The blockbuster success of James Cameron’s Avatar proved what many gamers and game developers already knew: Motion capture is the future of performance. The film’s groundbreaking use of mocap technology caught the attention of Hollywood and the game industry, raising interest in perfecting the nascent craft with a combination of new technology, refined processes, and good old-fashioned acting chops.
”We’ve developed a unique process for motion capture and performance capture for games,” UNCHARTED 3 Creative Director Amy Hennig explained during a recent tour of Naughty Dog’s cutting-edge new mocap studio in Culver City, California. “We’re kind of ahead of the pack.” Hennig described the evolution of the UNCHARTED series’ motion capture technology, beginning with the humble stage used to record UNCHARTED: Drake’s Fortune. It was an outdated, uncomfortable place to perform, equipped with a camera array that painted the room with eye-searing red light. And its poor acoustics made dialog recording impossible, so in-game speech had to be added later.
“We cast very carefully, that’s step one in any project. If you cast hastily or badly, you’re screwed forever. If you cast well, you can write any piece of crap and they’ll make it sound wonderful. Trust me, I’ve done it!”
— Amy Hennig, Creative Director, UNCHARTED 3: Drake’s Deception
Following UNCHARTED’s breakout success, Naughty Dog upgraded to the vastly more sophisticated facilities at the House of Moves for UNCHARTED 2: Among Thieves, a game that further strained the boundaries of cinematic game storytelling. The House of Moves facilities featured an integrated sound stage that enabled Naughty Dog’s team to record dialog while simultaneously capturing the actor’s physical performances — a then-unheard of process that is quickly becoming the gold standard for video-game performances.
An array of 86 infra-red cameras capture the actors’ physical performances with eerie precision. The studio’s integrated soundstage lets the actors deliver their lines seamlessly along with their movements.
Now, with UNCHARTED 3: Drake’s Deception, the team is shooting on its very own cutting-edge mocap set, the culmination of years of pioneering experimentation in game storytelling. Though the sets and props are largely virtual, Hennig and her team make frequent comparisons to shooting for television. “We don’t have the luxury of writing a big script in an ivory tower,” she explained. “We have an outline that we work from and we write the scenes as we go.” That looser approach gives Hennig and her storytelling team the flexibility to adapt to script changes or make tweaks based on a performer’s strengths. “As the writer, I get to learn the actor’s voices — their cadences, their idiosyncrasies, and I write them right in,” Hennig said. “Their characters become infused with their personalities.”
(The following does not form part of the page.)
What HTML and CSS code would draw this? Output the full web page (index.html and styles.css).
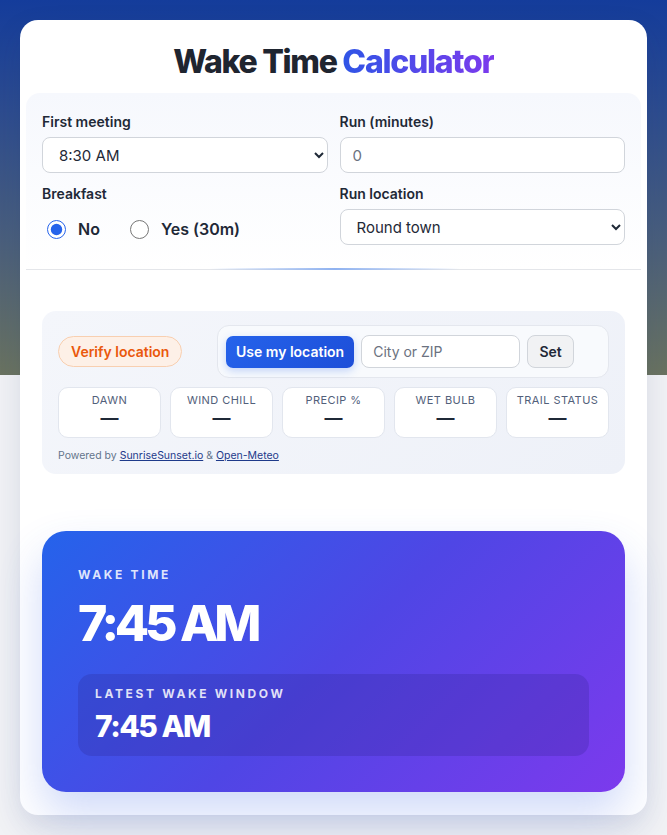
FILE: index.html
```html
<!DOCTYPE html>
<html lang="en">
<head>
  <meta charset="UTF-8" />
  <meta name="viewport" content="width=device-width, initial-scale=1.0"/>
  <title>Wake Time Calculator</title>
  <link rel="stylesheet" href="styles.css">
</head>
<body>
  <main class="card">
    <h1>Wake Time <span class="accent">Calculator</span></h1>

    <section class="form-panel">
      <div class="field">
        <label for="meeting">First meeting</label>
        <select id="meeting">
          <option>8:30 AM</option>
        </select>
      </div>
      <div class="field">
        <label for="run">Run (minutes)</label>
        <input id="run" type="number" placeholder="0">
      </div>
      <div class="field">
        <label>Breakfast</label>
        <div class="radios">
          <label class="radio"><input type="radio" name="bf" checked> No</label>
          <label class="radio"><input type="radio" name="bf"> Yes (30m)</label>
        </div>
      </div>
      <div class="field">
        <label for="loc">Run location</label>
        <select id="loc">
          <option>Round town</option>
        </select>
      </div>
    </section>

    <section class="loc-panel">
      <div class="loc-row">
        <button class="verify">Verify location</button>
        <div class="loc-group">
          <button class="use-loc">Use my location</button>
          <input type="text" placeholder="City or ZIP">
          <button class="set">Set</button>
        </div>
      </div>
      <div class="stats">
        <div class="stat"><span class="stat-label">Dawn</span><span class="stat-value">—</span></div>
        <div class="stat"><span class="stat-label">Wind chill</span><span class="stat-value">—</span></div>
        <div class="stat"><span class="stat-label">Precip %</span><span class="stat-value">—</span></div>
        <div class="stat"><span class="stat-label">Wet bulb</span><span class="stat-value">—</span></div>
        <div class="stat"><span class="stat-label">Trail status</span><span class="stat-value">—</span></div>
      </div>
      <p class="powered">Powered by <a href="#">SunriseSunset.io</a> &amp; <a href="#">Open-Meteo</a></p>
    </section>

    <section class="result">
      <div class="result-label">Wake time</div>
      <div class="result-time">7:45 AM</div>
      <div class="window">
        <div class="result-label">Latest wake window</div>
        <div class="window-time">7:45 AM</div>
      </div>
    </section>
  </main>
</body>
</html>
```

FILE: styles.css
```css
* {
  box-sizing: border-box;
}

body {
  margin: 0;
  padding: 20px;
  font-family: Inter, "Noto Sans", sans-serif;
  color: #1f2937;
  background:
    linear-gradient(to bottom, #143c9b 0, #2d4c8f 110px, #4a5f7c 240px, #6a7360 375px, transparent 375px),
    #f1f2f5;
}

.card {
  background: #fff;
  border-radius: 18px;
  padding: 23px 22px 23px;
  box-shadow: 0 12px 30px rgba(30, 50, 110, 0.12);
}

h1 {
  margin: 0 0 12px;
  text-align: center;
  font-size: 32px;
  line-height: 38px;
  font-weight: 800;
  letter-spacing: -0.04em;
  color: #1f2530;
}

.accent {
  background: linear-gradient(90deg, #2f55e6, #7c3aed);
  -webkit-background-clip: text;
  background-clip: text;
  color: transparent;
}

/* form */
.form-panel {
  position: relative;
  margin: 0 -16px;
  padding: 20px 16px 24px;
  display: grid;
  grid-template-columns: 1fr 1fr;
  column-gap: 12px;
  row-gap: 12px;
  border-radius: 14px 14px 0 0;
  background: linear-gradient(to bottom, #f6f8fd, #fff);
  border-bottom: 1px solid #e4e6ea;
}

.form-panel::after {
  content: "";
  position: absolute;
  left: 50%;
  bottom: -1px;
  width: 250px;
  height: 2px;
  margin-left: -124px;
  background: linear-gradient(90deg, rgba(147, 180, 240, 0), #8fb2f0, rgba(147, 180, 240, 0));
}

.field > label {
  display: block;
  font-size: 14px;
  line-height: 18px;
  font-weight: 600;
  margin-bottom: 6px;
  color: #1f2937;
}

.field select,
.field input[type="number"] {
  width: 100%;
  height: 36px;
  padding: 0 12px;
  font: 15px Inter, sans-serif;
  color: #1f2937;
  background: #fff;
  border: 1px solid #d1d5db;
  border-radius: 8px;
}

.field input::placeholder {
  color: #6b7280;
}

.radios {
  display: flex;
  gap: 30px;
  padding: 10px 0 0 5px;
}

.radio {
  display: flex;
  align-items: center;
  gap: 12px;
  font-size: 16px;
  font-weight: 600;
  color: #1f2937;
}

.radio input {
  width: 19px;
  height: 19px;
  margin: 0;
  accent-color: #2563eb;
}

/* location */
.loc-panel {
  margin-top: 41px;
  padding: 14px 16px 12px;
  border-radius: 14px;
  background: linear-gradient(135deg, #f4f6fb, #eef1f8);
}

.loc-row {
  display: flex;
  align-items: center;
}

.verify {
  height: 31px;
  padding: 0 12px;
  font: 600 14px Inter, sans-serif;
  color: #ea580c;
  background: #fdf0e7;
  border: 1.5px solid #f8cfb0;
  border-radius: 999px;
}

.loc-group {
  margin-left: auto;
  width: 392px;
  display: flex;
  align-items: center;
  gap: 7px;
  padding: 9px 8px;
  background: #f8fafd;
  border: 1px solid #e4e7ee;
  border-radius: 12px;
}

.use-loc {
  height: 32px;
  padding: 0 10px;
  font: 600 14px Inter, sans-serif;
  color: #fff;
  background: linear-gradient(135deg, #2563eb, #1d4ed8);
  border: 0;
  border-radius: 7px;
  box-shadow: 0 3px 8px rgba(37, 99, 235, 0.25);
}

.loc-group input {
  width: 159px;
  height: 33px;
  padding: 0 11px;
  font: 14px Inter, sans-serif;
  border: 1px solid #d1d5db;
  border-radius: 8px;
  background: #fff;
}

.loc-group input::placeholder {
  color: #6b7280;
}

.set {
  height: 33px;
  width: 47px;
  font: 600 14px Inter, sans-serif;
  color: #1f2937;
  background: #f1f2f4;
  border: 1px solid #d1d5db;
  border-radius: 8px;
}

.stats {
  margin-top: 9px;
  display: grid;
  grid-template-columns: repeat(5, 1fr);
  gap: 9px;
}

.stat {
  height: 51px;
  display: flex;
  flex-direction: column;
  align-items: center;
  padding-top: 6px;
  background: #fff;
  border: 1px solid #e2e6ee;
  border-radius: 10px;
}

.stat-label {
  font-size: 11px;
  line-height: 13px;
  letter-spacing: 0.04em;
  text-transform: uppercase;
  color: #52607a;
}

.stat-value {
  font-size: 18px;
  line-height: 22px;
  font-weight: 700;
  color: #1f2937;
}

.powered {
  margin: 11px 0 0;
  font-size: 10.5px;
  color: #64748b;
}

.powered a {
  color: #1e3a8a;
}

/* result */
.result {
  margin-top: 57px;
  padding: 36px 36px 36px;
  border-radius: 24px;
  color: #fff;
  background: linear-gradient(135deg, #2563eb 0%, #4f46e5 50%, #7c3aed 100%);
  box-shadow: 0 22px 44px rgba(59, 100, 230, 0.24);
}

.result-label {
  font-size: 12px;
  line-height: 16px;
  font-weight: 700;
  letter-spacing: 0.22em;
  text-transform: uppercase;
  color: rgba(255, 255, 255, 0.85);
}

.result-time {
  margin-top: 15px;
  font-size: 50px;
  line-height: 50px;
  font-weight: 800;
  letter-spacing: -0.085em;
}

.window {
  margin-top: 26px;
  padding: 12px 17px 12px;
  border-radius: 14px;
  background: rgba(40, 30, 130, 0.22);
}

.window-time {
  margin-top: 6px;
  font-size: 30px;
  line-height: 36px;
  font-weight: 800;
  letter-spacing: -0.05em;
}
```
UNCHARTED 3’s high-tech motion capture process converts the actor’s movements into 3D datam which displays in real time over a simple approximation of the game environment. Later, animators and artists adjust the mocap data and drop it into the final game.
Actor Nolan North — who performs as series frontman Nathan Drake but also boasts an impressive resume of film, TV, animation and game performance work — raved about working with Hennig’s team on the UNCHARTED series. “I find that movie stars aren’t that interested in doing games, but actors are. There is a freedom and a beauty of doing this that’s like going back to the roots of black-box theater. It’s collaborative; it’s the true actor experience.” North also pointed out a rapid shift in the perception of video game performances among actors. “It’s changed. I know people who used to do video games and told me, ‘oh, eventually you’ll move on to animation.’ And now they’re trying to get back into games!”
“This might surprise some people, but we don’t just play Drake and Sully. Sometimes I’m mocapping the guy whose neck I’m breaking! Sometimes we play as the bad guys…in UNCHARTED 2’s train sequence, you’ll notice that one soldier runs with a bit of a limp. That’s me, chasing me, and getting blown up by propane tanks.”
— Nolan North (as Nathan Drake)
This humble array of sandbags and carpentry will be transformed into a realistic vehicle in the digital world of UNCHARTED 3. (Right) Naughty Dog pioneered the process of capturing motion and dialog simultaneously for video game performances, eliminating the disjointed feel found in some other game performances.
“Amy writes a great script. It’s like a strong tree, and we just branch from it,” Nolan North says. “If you let actors go too much with ad-libbing, when you don’t have a strong story structure, it becomes a mess. We do our thing, and then Naughty Dog takes it and makes magic.”